O estudo do FMI perspetiva que a redução das horas de trabalho médias “deverá continuar nos países europeus no futuro, a um ritmo médio que dependerá da tendência de crescimento da produtividade e dos salários em todo o continente” mas a “velocidades variáveis entre países dependendo das suas trajetórias de convergência económica”.

Há mais “margem” para os países europeus menos desenvolvidos — o estudo não especifica se inclui Portugal neste grupo — registarem nos próximos tempos maiores diminuições dos horários médios, desde que registem níveis de crescimento elevados. Aliás, a diminuição da jornada média tem sido mais significativa em países onde as horas trabalhadas eram comparativamente elevadas há duas décadas.

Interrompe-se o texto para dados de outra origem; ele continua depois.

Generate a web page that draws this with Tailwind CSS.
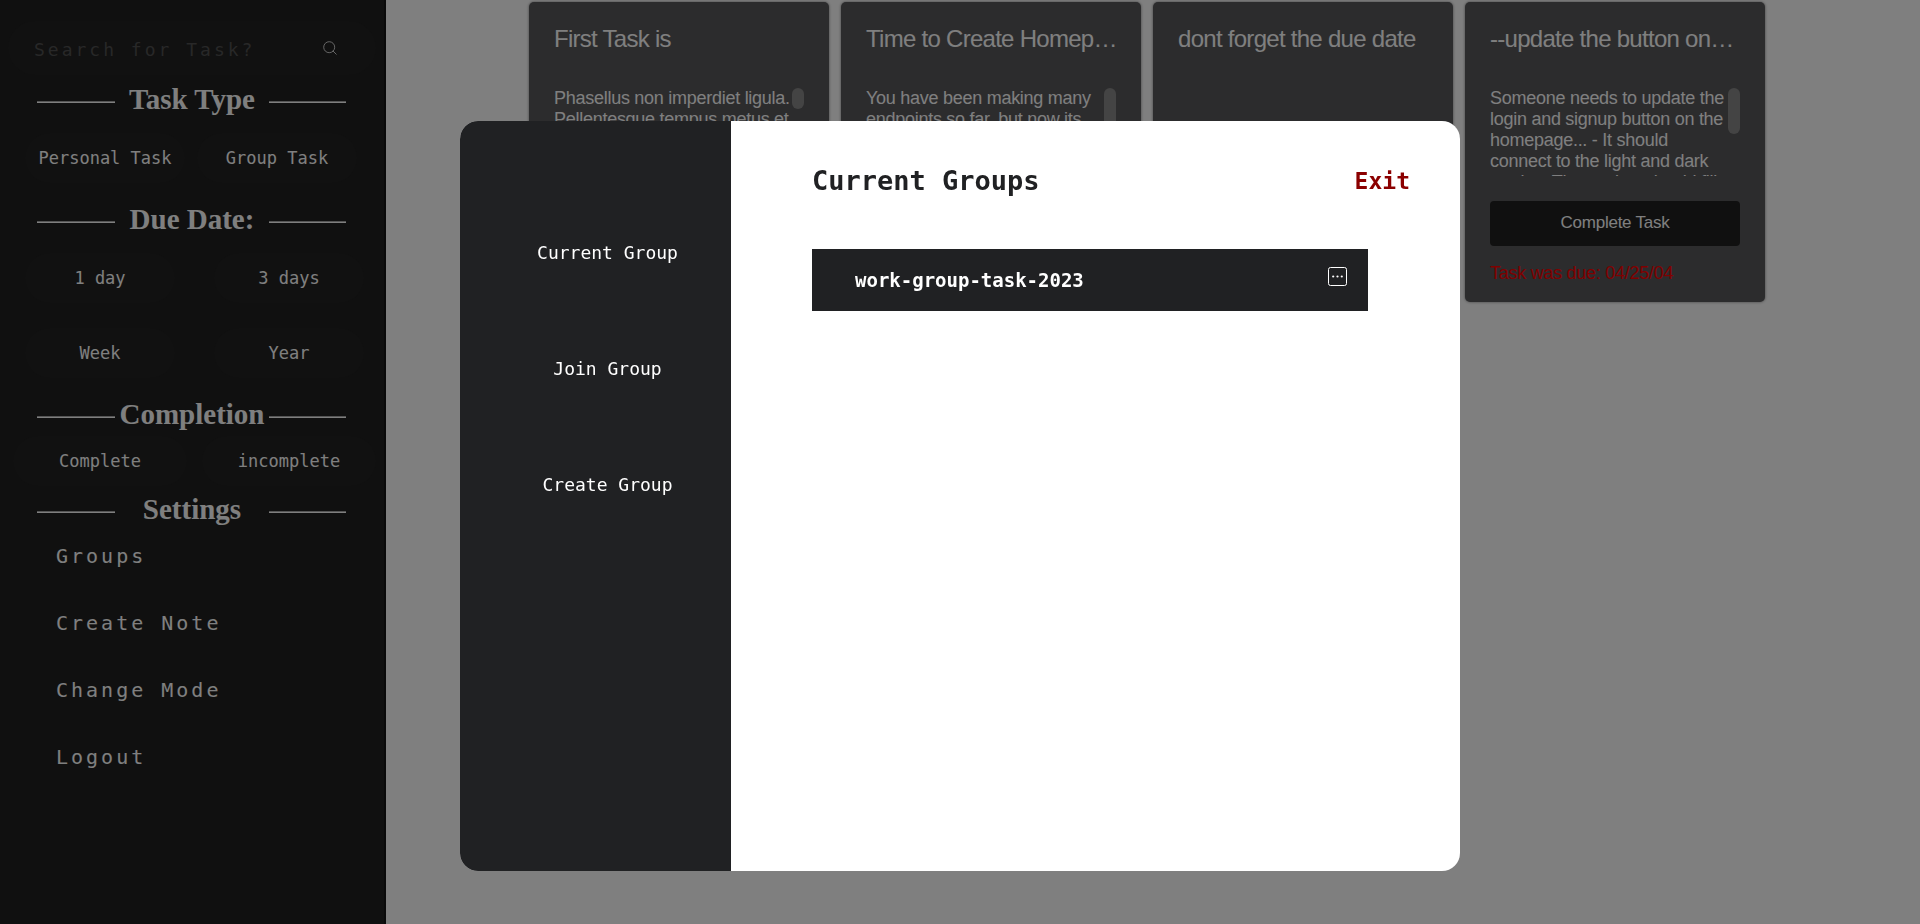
<!DOCTYPE html>
<html lang="en">
<head>
<meta charset="utf-8">
<meta name="viewport" content="width=device-width, initial-scale=1">
<title>Tasks</title>
<script src="https://cdn.jsdelivr.net/npm/@tailwindcss/browser@4"></script>
</head>
<body class="min-h-screen bg-white font-['DejaVu_Sans_Mono',monospace]">
<div class="flex min-h-screen">
  <aside class="w-[386px] shrink-0 border-r-2 border-[#141414] bg-[#202020] pt-[21px] text-[17px] text-white">
    <form class="mx-2 flex h-[54px] items-center rounded-full bg-[#222222] pr-[39px] pl-[26px]">
      <input type="search" aria-label="Search for Task" placeholder="Search for Task?" class="min-w-0 flex-1 bg-transparent pt-[2px] text-[18px] tracking-[3px] outline-none placeholder:text-[#505050]">
      <button type="submit" aria-label="Search">
        <svg class="size-[14px]" viewBox="0 0 14 14" fill="none" stroke="#cccccc"><circle cx="6.2" cy="6.2" r="5.5"/><path d="M9.8 9.8 13.5 13.5"/></svg>
      </button>
    </form>

    <h2 class="mr-[38px] ml-[37px] mt-[9px] flex h-9 items-center font-['Liberation_Serif',serif] text-[29px] font-bold before:h-[2px] before:w-[78px] before:border-t before:border-b before:border-t-[#aaaaaa] before:border-b-white after:h-[2px] after:w-[77px] after:border-t after:border-b after:border-t-[#aaaaaa] after:border-b-white"><span class="flex-1 pb-1 text-center whitespace-nowrap">Task Type</span></h2>
    <div class="mt-[13px] flex gap-3 pl-[25px]">
      <button class="h-[50px] w-[160px] rounded-full bg-[#222222] pt-[2px]">Personal Task</button>
      <button class="h-[50px] w-[160px] rounded-full bg-[#222222] pt-[2px]">Group Task</button>
    </div>

    <h2 class="mr-[38px] ml-[37px] mt-[21px] flex h-9 items-center font-['Liberation_Serif',serif] text-[29px] font-bold before:h-[2px] before:w-[78px] before:border-t before:border-b before:border-t-[#aaaaaa] before:border-b-white after:h-[2px] after:w-[77px] after:border-t after:border-b after:border-t-[#aaaaaa] after:border-b-white"><span class="flex-1 pb-1 text-center whitespace-nowrap">Due Date:</span></h2>
    <div class="mt-[13px] grid grid-cols-[150px_150px] gap-x-[39px] gap-y-[25px] pl-[25px]">
      <button class="h-[50px] rounded-full bg-[#222222] pt-[2px]">1 day</button>
      <button class="h-[50px] rounded-full bg-[#222222] pt-[2px]">3 days</button>
      <button class="h-[50px] rounded-full bg-[#222222] pt-[2px]">Week</button>
      <button class="h-[50px] rounded-full bg-[#222222] pt-[2px]">Year</button>
    </div>

    <h2 class="mr-[38px] ml-[37px] mt-[21px] flex h-9 items-center font-['Liberation_Serif',serif] text-[29px] font-bold before:h-[2px] before:w-[78px] before:border-t before:border-b before:border-t-[#aaaaaa] before:border-b-white after:h-[2px] after:w-[77px] after:border-t after:border-b after:border-t-[#aaaaaa] after:border-b-white"><span class="flex-1 pb-1 text-center whitespace-nowrap">Completion</span></h2>
    <div class="mt-px grid grid-cols-[174px_174px] gap-x-[15px] pl-[13px]">
      <button class="h-[50px] rounded-full bg-[#222222] pt-[2px]">Complete</button>
      <button class="h-[50px] rounded-full bg-[#222222] pt-[2px]">incomplete</button>
    </div>

    <h2 class="mr-[38px] ml-[37px] mt-2 flex h-9 items-center font-['Liberation_Serif',serif] text-[29px] font-bold before:h-[2px] before:w-[78px] before:border-t before:border-b before:border-t-[#aaaaaa] before:border-b-white after:h-[2px] after:w-[77px] after:border-t after:border-b after:border-t-[#aaaaaa] after:border-b-white"><span class="flex-1 pb-1 text-center whitespace-nowrap">Settings</span></h2>
    <nav class="mt-[6px] flex flex-col items-start gap-[27px] pl-14 text-[20px] tracking-[3px]">
      <a href="#" class="flex h-10 items-center">Groups</a>
      <a href="#" class="flex h-10 items-center">Create Note</a>
      <a href="#" class="flex h-10 items-center">Change Mode</a>
      <a href="#" class="flex h-10 items-center">Logout</a>
    </nav>
  </aside>

  <main class="flex flex-1 flex-wrap content-start justify-center gap-3 pt-[2px] pr-[12px] font-['Liberation_Sans',sans-serif] text-[18px] leading-[21px] tracking-[-0.015em] text-white">
    <article class="flex h-[300px] w-[300px] flex-col rounded-[5px] bg-[#58585b] px-[25px] pt-[23px] shadow-[0_0_3px_#00000080]">
      <h3 class="shrink-0 text-[24px] leading-7 tracking-[-0.03em] whitespace-nowrap">First Task is</h3>
      <div class="relative mt-[35px] h-[88px] shrink-0 overflow-hidden pr-3"><p>Phasellus non imperdiet ligula. Pellentesque tempus metus et</p><span class="absolute top-0 right-0 h-[21px] w-3 rounded-full bg-[#888888]"></span></div>
    </article>
    <article class="flex h-[300px] w-[300px] flex-col rounded-[5px] bg-[#58585b] px-[25px] pt-[23px] shadow-[0_0_3px_#00000080]">
      <h3 class="shrink-0 text-[24px] leading-7 tracking-[-0.03em] whitespace-nowrap">Time to Create Homep…</h3>
      <div class="relative mt-[35px] h-[88px] shrink-0 overflow-hidden pr-3"><p>You have been making many endpoints so far, but now its</p><span class="absolute top-0 right-0 h-[46px] w-3 rounded-full bg-[#888888]"></span></div>
    </article>
    <article class="flex h-[300px] w-[300px] flex-col rounded-[5px] bg-[#58585b] px-[25px] pt-[23px] shadow-[0_0_3px_#00000080]">
      <h3 class="shrink-0 text-[24px] leading-7 tracking-[-0.03em] whitespace-nowrap">dont forget the due date</h3>
    </article>
    <article class="flex h-[300px] w-[300px] flex-col rounded-[5px] bg-[#58585b] px-[25px] pt-[23px] shadow-[0_0_3px_#00000080]">
      <h3 class="shrink-0 text-[24px] leading-7 tracking-[-0.03em] whitespace-nowrap">--update the button on…</h3>
      <div class="relative mt-[35px] h-[88px] shrink-0 overflow-hidden pr-3"><p>Someone needs to update the login and signup button on the homepage... - It should connect to the light and dark modes. The navbar should fill</p><span class="absolute top-0 right-0 h-[46px] w-3 rounded-full bg-[#888888]"></span></div>
      <button class="mt-[25px] h-[45px] shrink-0 rounded-[4px] bg-[#202020] pb-[2px] text-[17px] tracking-[-0.015em]">Complete Task</button>
      <p class="mt-[17px] text-[#ff0000]">Task was due: 04/25/04</p>
    </article>
  </main>
</div>

<div class="fixed inset-0 flex items-start justify-center bg-black/50 pt-[121px]">
  <section role="dialog" aria-modal="true" aria-labelledby="groups-title" class="flex h-[750px] w-[1000px] overflow-hidden rounded-[18px] bg-white">
    <nav class="flex w-[271px] shrink-0 flex-col items-center gap-[92px] bg-[#202123] pt-[120px] pl-6 text-[18px] leading-6 text-white">
      <a href="#">Current Group</a>
      <a href="#">Join Group</a>
      <a href="#">Create Group</a>
    </nav>
    <div class="flex-1 pt-10 pr-[50px] pl-[81px]">
      <header class="flex h-10 items-center justify-between">
        <h1 id="groups-title" class="text-[27px] font-bold text-[#202123]">Current Groups</h1>
        <button class="text-[23px] font-bold text-[#8b0000]">Exit</button>
      </header>
      <div class="mt-12 mr-[42px] flex h-[62px] items-center justify-between bg-[#202123] pr-[21px] pl-[43px] text-white">
        <span class="text-[19px] font-bold">work-group-task-2023</span>
        <button aria-label="Group options" class="mb-[7px]">
          <svg class="size-[19px]" viewBox="0 0 19 19"><rect x=".5" y=".5" width="18" height="18" rx="2" fill="none" stroke="currentColor"/><g fill="currentColor"><circle cx="5.2" cy="9.5" r="1.1"/><circle cx="9.5" cy="9.5" r="1.1"/><circle cx="13.8" cy="9.5" r="1.1"/></g></svg>
        </button>
      </div>
    </div>
  </section>
</div>
</body>
</html>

O FMI projeta, pelo menos no médio prazo, ganhos “modestos” da produtividade nas economias europeias mais tecnológicas, o que levará a quebras também elas modestas nas horas trabalhadas. Mas a longo prazo, a inteligência artificial e as alterações climáticas vão ter um “papel crítico” nesta variável.

Os autores propõem uma série de reformas políticas que podem “atenuar” a redução das horas de trabalho médias, embora seja improvável que invertam a tendência, sublinham. Por um lado, sugerem que o chamado “part-time involuntário” — quando um trabalhador está disponível a aceitar um emprego a tempo completo mas não consegue encontrá-lo — seja minimizado e que haja mecanismos que permitam aos trabalhadores transitar para um emprego a tempo inteiro. Se isso acontecesse na totalidade, levaria a um aumento da média em 0,42 horas, ou 1,1%. Mas o estudo também salienta que esta transição “é difícil na prática”, em especial para as mulheres, que têm taxas de transições inferiores às dos homens e onde o part-time, a nível europeu, tem mais expressão.

Os investigadores também propõem sistemas de proteção social mais neutros, por exemplo, incentivando o regresso ao mercado de trabalho com um mecanismo que impeça uma retirada abrupta dos apoios sociais. Especificamente para incentivar a empregabilidade a tempo inteiro das mães sugere licenças parentais mais favoráveis, mais serviços de apoio à infância ou regimes de trabalho mais flexíveis, como o teletrabalho (em Portugal, quem tem filhos até aos oito anos já pode impor este regime). No caso da proteção social, propõem que as pensões contributivas ou os subsídios de desemprego “não incentivem indevidamente o trabalho a tempo parcial”.